Eventually I left the house and dragged myself into the steaming noon heat. Checked on my rabbit, Dory, in her hutch who was panting and about to drop dead. Shit. Sidetracked. Not good. Moved the table umbrella--heavy and really long--to shade her hutch--or tried to. CRAP. I checked on her minutes later after a water break and couldn't leave her there so I brought Dory--who ALWAYS gives me a hard time about picking her up even when she's on her last pant--into the shade and cool, clean white Heaven of the bathroom tiles.

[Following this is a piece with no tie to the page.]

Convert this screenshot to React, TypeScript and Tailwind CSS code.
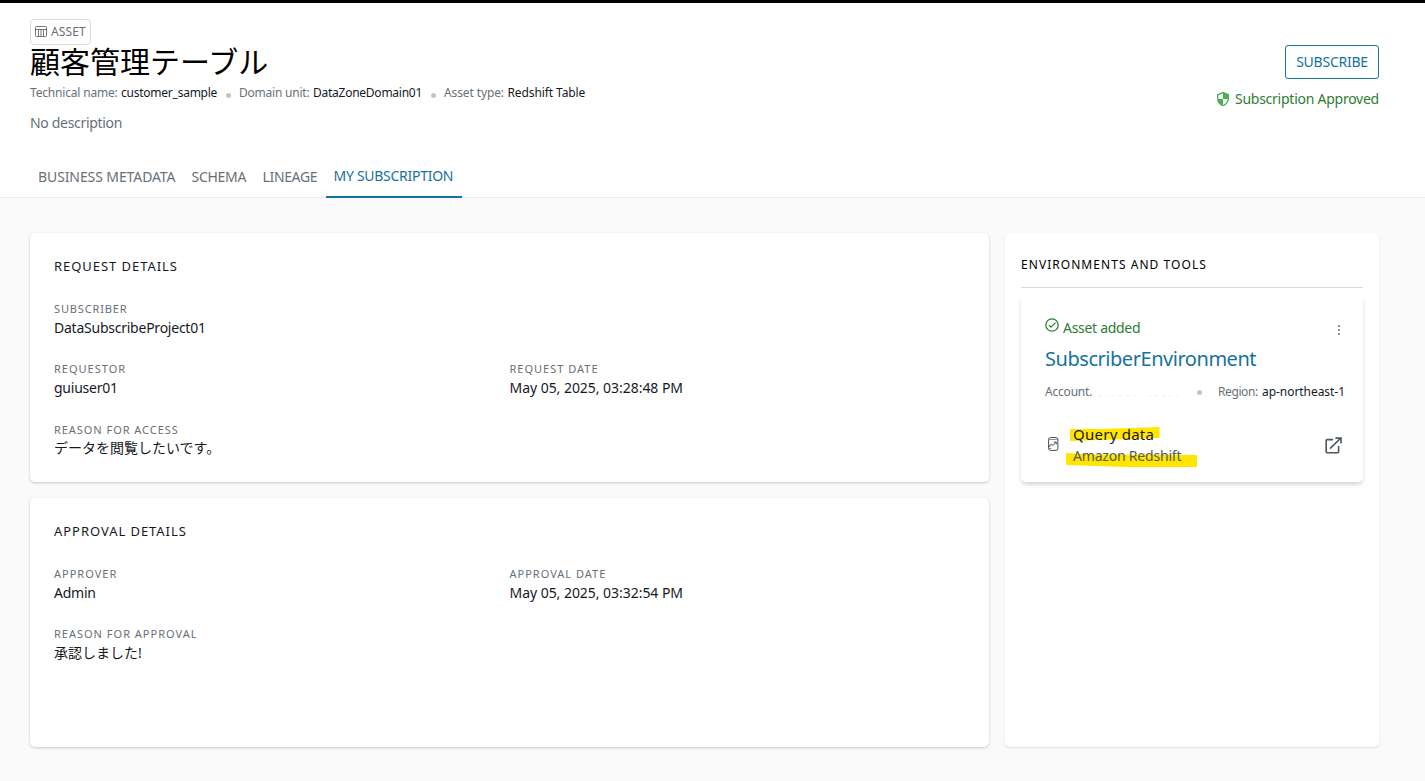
import { ReactNode } from "react";
import clsx from "clsx";
import { MdSecurity } from "react-icons/md";

interface FieldProps {
  label: string;
  labelClass?: string;
  value: string;
  valueClass?: string;
}

const tabs = [
  { label: "BUSINESS METADATA", width: "w-[153.5px]", tracking: "tracking-[-0.1px]" },
  { label: "SCHEMA", width: "w-[71px]", tracking: "tracking-[-0.3px]" },
  { label: "LINEAGE", width: "w-[71px]", tracking: "tracking-[-0.35px]" },
  { label: "MY SUBSCRIPTION", width: "w-[136px]", tracking: "tracking-[-0.28px]", active: true },
];

function Field({ label, labelClass, value, valueClass }: FieldProps) {
  return (
    <div className="w-1/2">
      <div className={clsx("h-4 whitespace-nowrap text-[11px] leading-4 text-[#687078]", labelClass || "tracking-[1px]")}>
        {label}
      </div>
      <div className={clsx("mt-px mb-px h-5 whitespace-nowrap text-[14px] leading-5 text-[#16191f]", valueClass || "tracking-[-0.24px]")}>
        {value}
      </div>
    </div>
  );
}

function Card({ title, titleClass, children }: { title: string; titleClass: string; children: ReactNode }) {
  return (
    <section className="h-[249px] rounded-[5px] bg-white px-6 pt-[23px] shadow-[0_1px_3px_rgba(0,0,0,0.2)]">
      <h2 className={clsx("h-5 text-[13px] leading-5 text-[#16191f]", titleClass)}>{title}</h2>
      {children}
    </section>
  );
}

function Dot({ className }: { className: string }) {
  return <span className={clsx("size-[5px] shrink-0 rounded-full bg-[#c1c4c9]", className)} />;
}

function TableIcon() {
  return (
    <svg className="h-3 w-[13px] shrink-0" viewBox="0 0 13 12" fill="none" stroke="#757575">
      <rect x="0.5" y="0.5" width="11" height="10" rx="0.8" />
      <path d="M0.5 3.5h11M3.5 3.5v7M6 3.5v7M8.5 3.5v7" />
    </svg>
  );
}

function CheckCircleIcon() {
  return (
    <svg className="size-[14px] shrink-0" viewBox="0 0 14 14" fill="none" stroke="#2e7d32" strokeWidth="1.3">
      <circle cx="7" cy="7" r="6.2" />
      <path d="m3.9 7.1 2.1 2.1 4.5-4.6" />
    </svg>
  );
}

function QueryIcon() {
  return (
    <svg className="h-[14px] w-[11px] shrink-0" viewBox="0 0 11 14" fill="none" stroke="#4a4f56">
      <rect x="0.6" y="0.6" width="9.3" height="12.8" rx="1.8" />
      <path d="M1 2.5h8.5M1 11.5h2.5" strokeWidth="0.6" />
      <path d="M1.8 10V8.2l2-1 1 1.4L8 5.3M5.8 5.1h2.5v2.3" />
    </svg>
  );
}

function ExternalIcon() {
  return (
    <svg className="size-[17px] shrink-0" viewBox="0 0 17 17" fill="none" stroke="#4b5563" strokeWidth="1.6">
      <path d="M8 2.6H2.2a1 1 0 0 0-1 1v11.1a1 1 0 0 0 1 1h10.4a1 1 0 0 0 1-1V9" />
      <path d="M5 11.6 15.6 1.3M10.5 1.1h5.5v5.3" />
    </svg>
  );
}

export default function App() {
  return (
    <div className="h-[781px] w-[1425px] overflow-hidden bg-[#fafafa] font-['Noto_Sans','Noto_Sans_CJK_JP',sans-serif]">
      <header className="flex h-[198px] flex-col border-t-[3px] border-b border-t-black border-b-[#ebebeb] bg-white">
        <div className="flex justify-between pr-[46px] pl-[30px]">
          <div>
            <div className="mt-4 flex h-[26px] w-[61px] items-center gap-[3px] rounded-[4px] border border-[#dcdcdc] pl-1 text-[12px] tracking-[0.1px] text-[#687078]">
              <TableIcon />
              ASSET
            </div>
            <h1 className="h-9 font-['Noto_Sans_CJK_JP',sans-serif] text-[30px] leading-[30px] whitespace-nowrap text-black">
              顧客管理テーブル
            </h1>
            <div className="flex h-6 items-center text-[12px] whitespace-nowrap text-[#687078]">
              <span className="w-[91px] tracking-[-0.18px]">Technical name:</span>
              <span className="w-[96px] tracking-[-0.24px] text-[#16191f]">customer_sample</span>
              <Dot className="mt-1 mr-2 ml-[9px]" />
              <span className="w-[74px] tracking-[-0.22px]">Domain unit:</span>
              <span className="w-[109px] tracking-[-0.25px] text-[#16191f]">DataZoneDomain01</span>
              <Dot className="mt-1 mr-2 ml-[9px]" />
              <span className="w-[63.5px] tracking-[-0.12px]">Asset type:</span>
              <span className="tracking-[-0.1px] text-[#16191f]">Redshift Table</span>
            </div>
            <p className="mt-2 h-5 text-[14px] leading-5 tracking-[-0.32px] text-[#687078]">No description</p>
          </div>
          <div className="flex flex-col items-end pt-[42px]">
            <button className="h-[34px] w-[94px] rounded-[3px] border border-[#16739c] pb-0.5 text-[14px] tracking-[-0.25px] text-[#16739c]">
              SUBSCRIBE
            </button>
            <div className="mt-[9px] flex h-5 items-center text-[14px] tracking-[-0.25px] whitespace-nowrap text-[#2e7d32]">
              <MdSecurity className="mt-0.5 mr-1 size-4 text-[#4caf50]" />
              Subscription Approved
            </div>
          </div>
        </div>
        <nav className="mt-auto -mb-px flex h-[43px] pl-[30px]">
          {tabs.map((tab) => (
            <div
              key={tab.label}
              className={clsx(
                "px-2 text-[14px] whitespace-nowrap",
                tab.width,
                tab.tracking,
                tab.active ? "border-b-2 border-[#16739c] leading-[41px] text-[#16739c]" : "leading-[43px] text-[#687078]"
              )}
            >
              {tab.label}
            </div>
          ))}
        </nav>
      </header>

      <main className="flex gap-4 pt-[35px] pr-[46px] pl-[30px]">
        <div className="flex w-[959px] flex-col gap-4">
          <Card title="REQUEST DETAILS" titleClass="tracking-[0.95px]">
            <div className="mt-[25px]">
              <Field label="SUBSCRIBER" labelClass="tracking-[0.85px]" value="DataSubscribeProject01" />
            </div>
            <div className="mt-[23px] flex">
              <Field label="REQUESTOR" value="guiuser01" />
              <Field label="REQUEST DATE" value="May 05, 2025, 03:28:48 PM" valueClass="tracking-[-0.04px]" />
            </div>
            <div className="mt-[23px]">
              <Field label="REASON FOR ACCESS" labelClass="tracking-[0.95px]" value="データを閲覧したいです。" valueClass="-translate-y-px tracking-[0px]" />
            </div>
          </Card>
          <Card title="APPROVAL DETAILS" titleClass="tracking-[0.95px]">
            <div className="mt-[25px] flex">
              <Field label="APPROVER" value="Admin" />
              <Field label="APPROVAL DATE" value="May 05, 2025, 03:32:54 PM" valueClass="tracking-[-0.04px]" />
            </div>
            <div className="mt-[22px]">
              <Field label="REASON FOR APPROVAL" value="承認しました!" valueClass="tracking-[0px]" />
            </div>
          </Card>
        </div>

        <aside className="h-[514px] w-[374px] rounded-[5px] bg-white px-4 pt-[22px] shadow-[0_1px_2px_rgba(0,0,0,0.12)]">
          <h2 className="h-5 text-[12px] leading-5 tracking-[1.05px] text-black">ENVIRONMENTS AND TOOLS</h2>
          <div className="mt-3 h-px bg-[#dcdcdc]" />
          <div className="mt-[7px] flex h-[187px] flex-col rounded-[5px] pl-6 shadow-[0_3px_5px_-1px_rgba(0,0,0,0.2)]">
            <div className="flex h-[43px] shrink-0 items-start pt-[23px] text-[14px] leading-5 tracking-[-0.3px] text-[#2e7d32]">
              <CheckCircleIcon />
              <span className="ml-1">Asset added</span>
              <svg className="mt-1.5 mr-[22px] ml-auto h-3 w-1 shrink-0" viewBox="0 0 4 12" fill="#8f8f8f">
                <path d="M1 1h2v2H1ZM1 5h2v2H1ZM1 9h2v2H1Z" />
              </svg>
            </div>
            <h3 className="mt-[7px] h-7 text-[20px] leading-7 tracking-[-0.46px] text-[#16739c]">SubscriberEnvironment</h3>
            <div className="mt-[7px] flex h-6 items-center text-[12px] whitespace-nowrap text-[#687078]">
              <span className="w-[51px] tracking-[-0.2px]">Account.</span>
              {/* leftovers of the masked account id */}
              <svg className="mt-1.5 mr-[19px] h-1 w-[82px]" viewBox="0 0 82 4" stroke="#f0f0f0">
                <path d="M2 2.5h3M9 2.5h2M15 2.5h4M23 2.5h3M30 2.5h3M37 2.5h4M52 2.5h3M58 2.5h4M66 2.5h3M73 2.5h3M80 2.5h2" />
              </svg>
              <Dot className="mr-4" />
              <span className="w-[44px] tracking-[-0.4px]">Region:</span>
              <span className="tracking-[-0.05px] text-[#16191f]">ap-northeast-1</span>
            </div>
            <div className="relative mt-[19px] flex h-11 items-center">
              <svg className="absolute top-0 left-[20px] h-11 w-[137px]" viewBox="0 0 137 44" fill="#ffe500">
                <path d="M5 6 36 6 94.5 4V15L50 16.5 5 18ZM1 30l28 1.5 103 .5v12H62L1 42Z" />
              </svg>
              <div className="relative mb-0.5 ml-[3px]">
                <QueryIcon />
              </div>
              <div className="relative ml-[14px]">
                <div className="h-[22px] text-[15px] leading-[22px] tracking-[0.25px] text-[#16191f]">Query data</div>
                <div className="h-[22px] text-[14px] leading-[22px] tracking-[-0.2px] text-[#555c52]">Amazon Redshift</div>
              </div>
              <div className="mr-[21px] ml-auto">
                <ExternalIcon />
              </div>
            </div>
          </div>
        </aside>
      </main>
    </div>
  );
}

It was way past lunch time by the time I finished vacuuming and put the two mattresses on the clean floor by the window. I found clean sheets and pillows and made the bed in time for my 7 year old niece to come over, put on a cape I had made her with her very own name on it and FLY onto the bed saying, "This is comfy!" with a crazy smile because her upper two milk teeth stick straight out. "She's seven," is my sister's answer when asked about those bucky beavers. She won't let any of us pull them so they just hang there looking very much like Dory's. So, it was all worth it until my roommate eventually did open the box. Jesus was still ok, but the angel's hand had been severed, as had Mary's and Joseph's. AND the head of the "little drummer boy", who was always my favorite character in the story. Oddly, the swan was ok (who knew swans were part of the Jesus story) a sleeping dog (again, who knew?) and the ox and the ass. Well, one of them. I, the other ass--and one for whom in hindsight I'm guessing God is gunning for right now, turned out ok. Survived the staycation spare room spring cleaning, anyway!